Use the keep-change-flip method: keep the first fraction, change the ÷ sign to ×, and flip the second fraction to its reciprocal. Then multiply the numerators together and the denominators together, and simplify the result. For (3/4) ÷ (2/5), this gives (3/4) × (5/2) = 15/8.
Why do you flip the second fraction when dividing?
Because division is multiplication by the reciprocal. Any number a divided by b equals a multiplied by 1/b. Flipping the second fraction gives you its reciprocal, which converts the division into a multiplication that is straightforward to compute.
How do I divide mixed numbers?
Convert each mixed number to an improper fraction first. For example, 2½ = 5/2 and 1¾ = 7/4. Then apply the keep-change-flip method as normal.

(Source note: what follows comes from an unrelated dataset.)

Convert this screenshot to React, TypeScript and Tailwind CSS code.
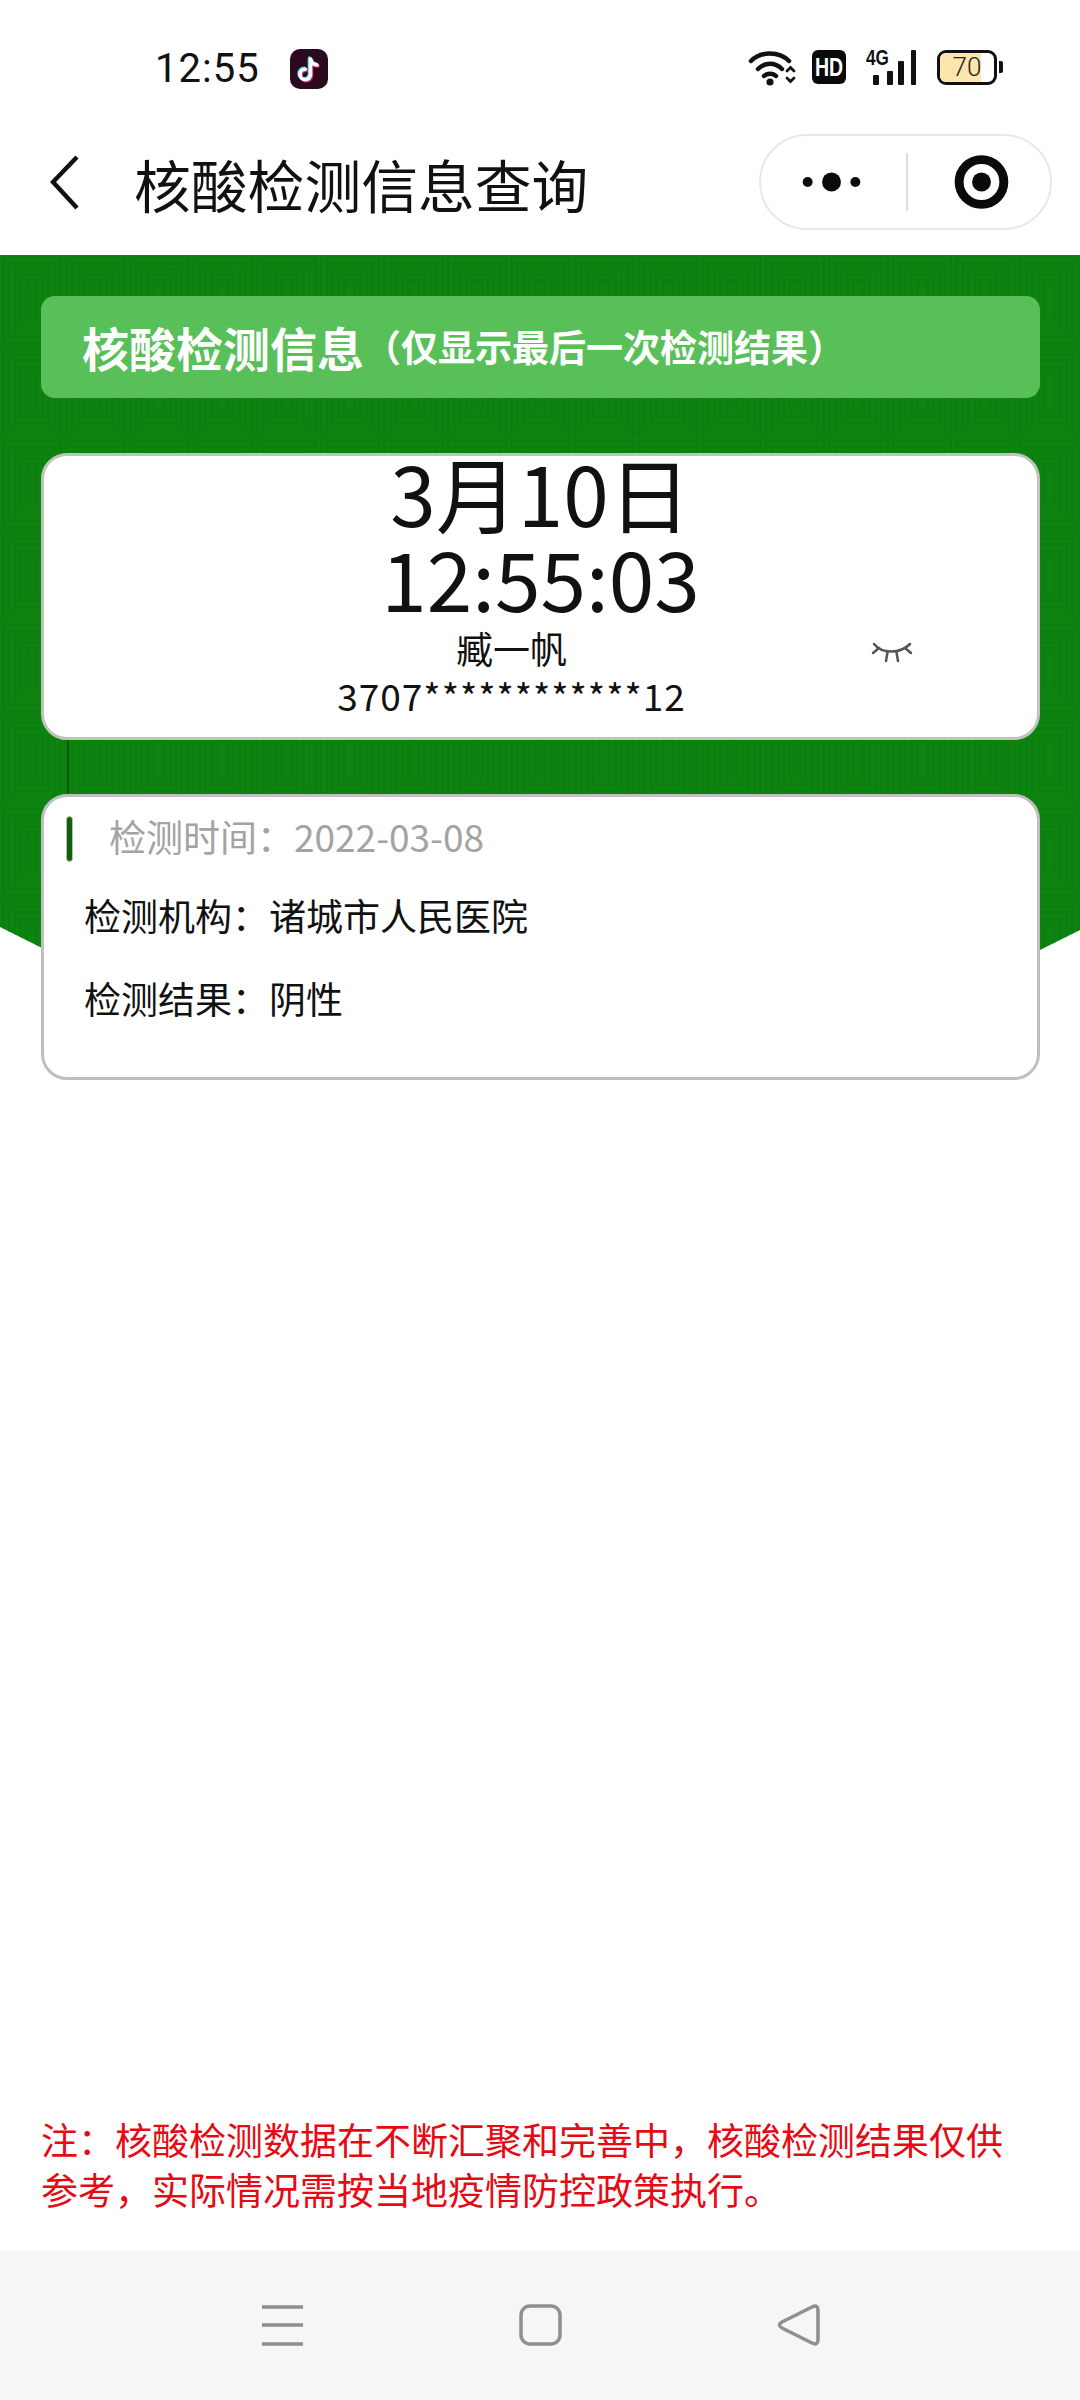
import React from 'react';

const CJK = { fontFamily: '"Noto Sans CJK SC", "Noto Sans", sans-serif' };

function GreenBackdrop() {
  // 底纹: 一圈圈的同心方块
  const rings = [29, 23, 17, 11, 5];
  return (
    <div className="absolute left-0 top-0 w-full h-[730px] bg-[#0d840f] [clip-path:polygon(0_0,100%_0,100%_675px,980px_725px,100px_722px,0_672px)]">
      <svg width="1080" height="730" className="block">
        <defs>
          <pattern id="tile" width="63.6" height="92" patternUnits="userSpaceOnUse" x="0" y="-1">
            {rings.map((r) => (
              <rect
                key={r}
                x={31.8 - r}
                y={46 - r - 14}
                width={r * 2}
                height={r * 2 + 28}
                fill="none"
                stroke="#0a7a0d"
                strokeWidth="1.6"
                opacity="0.8"
              />
            ))}
          </pattern>
        </defs>
        <rect width="1080" height="730" fill="url(#tile)" />
      </svg>
    </div>
  );
}

function StatusBar() {
  return (
    <div className="h-[130px] flex items-start relative">
      <div className="ml-[155px] mt-[46px] text-[40px] leading-[46px] text-[#111] tracking-[1px]" style={{ fontFamily: 'Roboto, sans-serif', fontWeight: 400 }}>
        12:55
      </div>
      <svg width="38" height="40" viewBox="0 0 38 40" className="ml-[30px] mt-[49px]">
        <rect width="38" height="40" rx="10" fill="#2b0a20" />
        <g fill="none" strokeWidth="3.6" strokeLinecap="round">
          <g stroke="#3fe3e8" transform="translate(-1 -1)">
            <path d="M20.5 10V25.5a5.2 5.2 0 1 1-5.2-5.2" />
            <path d="M21 11c.6 2.8 3 4.8 6 5" />
          </g>
          <g stroke="#f0245c" transform="translate(1 1)">
            <path d="M20.5 10V25.5a5.2 5.2 0 1 1-5.2-5.2" />
            <path d="M21 11c.6 2.8 3 4.8 6 5" />
          </g>
          <g stroke="#fff">
            <path d="M20.5 10V25.5a5.2 5.2 0 1 1-5.2-5.2" />
            <path d="M21 11c.6 2.8 3 4.8 6 5" />
          </g>
        </g>
      </svg>

      <div className="ml-auto mr-[77px] mt-[50px] flex items-start">
        <svg width="48" height="36" viewBox="0 0 48 36" fill="none" stroke="#111" strokeLinecap="round">
          <path d="M3 11C13 1 31 1 41 11" strokeWidth="4.5" />
          <path d="M10 19C17 12 27 12 34 19" strokeWidth="4.5" />
          <path d="M16 26C19 23 25 23 28 26" strokeWidth="4.5" />
          <circle cx="22" cy="32" r="3.6" fill="#111" stroke="none" />
          <path d="M39 21l3.500-3.500 3.500 3.500M39 28l3.500 3.500 3.500-3.500" strokeWidth="2.800" />
        </svg>
        <div className="ml-[16px] w-[34px] h-[34px] rounded-[6px] bg-[#0a0a0a] flex items-center justify-center">
          <span className="text-white text-[25px] font-bold leading-none [transform:scaleX(0.78)]" style={{ fontFamily: '"Liberation Sans", sans-serif' }}>HD</span>
        </div>
        <div className="ml-[20px] relative w-[50px] h-[35px]">
          <span className="absolute left-0 top-[-3px] text-[22px] leading-[22px] font-bold text-[#111] origin-left [transform:scaleX(0.78)]" style={{ fontFamily: '"Liberation Sans", sans-serif' }}>4G</span>
          <svg width="50" height="35" viewBox="0 0 50 35" fill="#111">
            <rect x="7" y="25" width="6" height="10" rx="1" />
            <rect x="21" y="21" width="6" height="14" rx="1" />
            <rect x="32" y="11" width="6" height="24" rx="1" />
            <rect x="45" y="0" width="5" height="35" rx="1" />
          </svg>
        </div>
        <div className="ml-[21px] w-[60px] h-[35px] rounded-[9px] border-[3px] border-[#111] overflow-hidden relative">
          <div className="absolute left-0 top-0 h-full w-[41px] bg-[#fde5ae]" />
          <span className="relative block text-center text-[26px] leading-[29px] text-[#222]" style={{ fontFamily: 'Roboto, sans-serif', fontWeight: 300 }}>70</span>
        </div>
        <div className="ml-[2px] mt-[11px] w-[4px] h-[12px] rounded-r-[2px] bg-[#111]" />
      </div>
    </div>
  );
}

function NavBar() {
  return (
    <div className="h-[125px] flex items-start relative">
      <svg width="32" height="56" viewBox="0 0 32 56" fill="none" stroke="#111" strokeWidth="4.500" className="ml-[50px] mt-[25px]">
        <path d="M27 2L3 27L27 53" />
      </svg>
      <div className="ml-[52px] mt-[11px] text-[56.800px] leading-[84px] text-[#111]" style={CJK}>核酸检测信息查询</div>

      <div className="ml-auto mr-[28px] mt-[4px] w-[293px] h-[96px] rounded-full border-[2.500px] border-[#e8e8e8] flex items-center">
        <svg width="146" height="60" viewBox="0 0 146 60" fill="#0a0a0a">
          <circle cx="47" cy="30" r="5" />
          <circle cx="71" cy="30" r="9.500" />
          <circle cx="95" cy="30" r="5" />
        </svg>
        <div className="w-[2px] h-[58px] bg-[#dddddd]" />
        <svg width="143" height="64" viewBox="0 0 143 64" fill="none">
          <circle cx="74" cy="32" r="22.500" stroke="#0a0a0a" strokeWidth="9" />
          <circle cx="74" cy="32" r="9.500" fill="#0a0a0a" />
        </svg>
      </div>
    </div>
  );
}

function InfoRow({ label, value }: { label: string; value: string }) {
  return (
    <div className="h-[83px] pt-[2px] flex items-center pl-[40px] text-[37px] text-[#111]" style={CJK}>
      {label}：{value}
    </div>
  );
}

export default function App() {
  return (
    <div className="w-[1080px] h-[2400px] bg-white flex flex-col overflow-hidden" style={CJK}>
      <StatusBar />
      <NavBar />

      <main className="relative flex-1 pl-[41px] pr-[40px]">
        <GreenBackdrop />

        <div className="relative pt-[41px]">
          <div className="h-[102px] rounded-[14px] bg-[#59c059] flex items-center pl-[41px] text-white font-bold">
            <span className="text-[47px]">核酸检测信息</span>
            <span className="text-[37px]">（仅显示最后一次检测结果）</span>
          </div>

          <div className="relative mt-[55px] h-[287px] rounded-[26px] bg-white border-[3px] border-[#bfc4bb] flex flex-col items-center text-[#111]">
            <div className="text-[82px] leading-[84px] mt-[-6px]">3月10日</div>
            <div className="text-[82px] leading-[85px]">12:55:03</div>
            <div className="mr-[58px] text-[37px] leading-[48px] mt-[5px]">臧一帆</div>
            <div className="mr-[58px] text-[37px] leading-[46px] tracking-[1px]">3707************12</div>
            <svg width="44" height="24" viewBox="0 0 44 24" fill="none" stroke="#555" strokeWidth="2.500" strokeLinecap="round" className="absolute left-[826px] top-[186px]">
              <path d="M4 2C12 12 30 12 40 2" />
              <path d="M3 11L9 6M41 11L35 6M16 19L17.500 10.500M28 19L26.500 10.500" />
            </svg>
          </div>

          <div className="ml-[26px] w-[2px] h-[54px] bg-[#0a5a0c]" />

          <div className="h-[286px] rounded-[26px] bg-white border-[3px] border-[#bfbfbf]">
            <div className="h-[68px] mt-[8px] flex items-center pl-[22px]">
              <div className="w-[7px] h-[46px] rounded-full bg-[#0a640c] border border-[#c9b9b0]" />
              <span className="ml-[36px] mt-[-5px] text-[37px] text-[#a3a3a3]">检测时间：2022-03-08</span>
            </div>
            <InfoRow label="检测机构" value="诸城市人民医院" />
            <InfoRow label="检测结果" value="阴性" />
          </div>
        </div>
      </main>

      <div className="pl-[41px] pb-[37px] w-[1010px] text-[37px] leading-[50px] text-[#e60a14]">
        注：核酸检测数据在不断汇聚和完善中，核酸检测结果仅供<br />
        参考，实际情况需按当地疫情防控政策执行。
      </div>

      <div className="h-[149px] bg-[#f6f6f6] flex items-start">
        <svg width="1080" height="149" viewBox="0 0 1080 149" fill="none" stroke="#8f8f8f" strokeWidth="3.500">
          <path d="M262 56H303M262 74H303M262 93H303" />
          <rect x="521" y="55" width="39" height="38" rx="9" />
          <path d="M812 56Q818 53 818 60V88Q818 95 812 92L782 77Q777 74 782 71Z" strokeLinejoin="round" />
        </svg>
      </div>
    </div>
  );
}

The calculator works with improper fractions directly, so just enter the numerator and denominator of the converted fraction.
What happens when the result is greater than 1?
The result is displayed as an improper fraction (numerator larger than denominator) along with its decimal value. For example, (3/4) ÷ (2/5) = 15/8, which equals 1.875. If you prefer a mixed number form, divide the numerator by the denominator to get the whole part and the remainder becomes the new numerator.
Can I divide a fraction by a whole number?
Yes. Enter the whole number as a fraction with denominator 1. For example, to compute (3/4) ÷ 6, enter the second fraction as 6/1. The calculator then gives (3/4) × (1/6) = 3/24 = 1/8.
What if the divisor numerator is zero?
Division by zero is undefined. If the second fraction has a numerator of zero, flipping it would produce a denominator of zero, which has no mathematical meaning. The calculator displays an error message in this case and does not produce a result.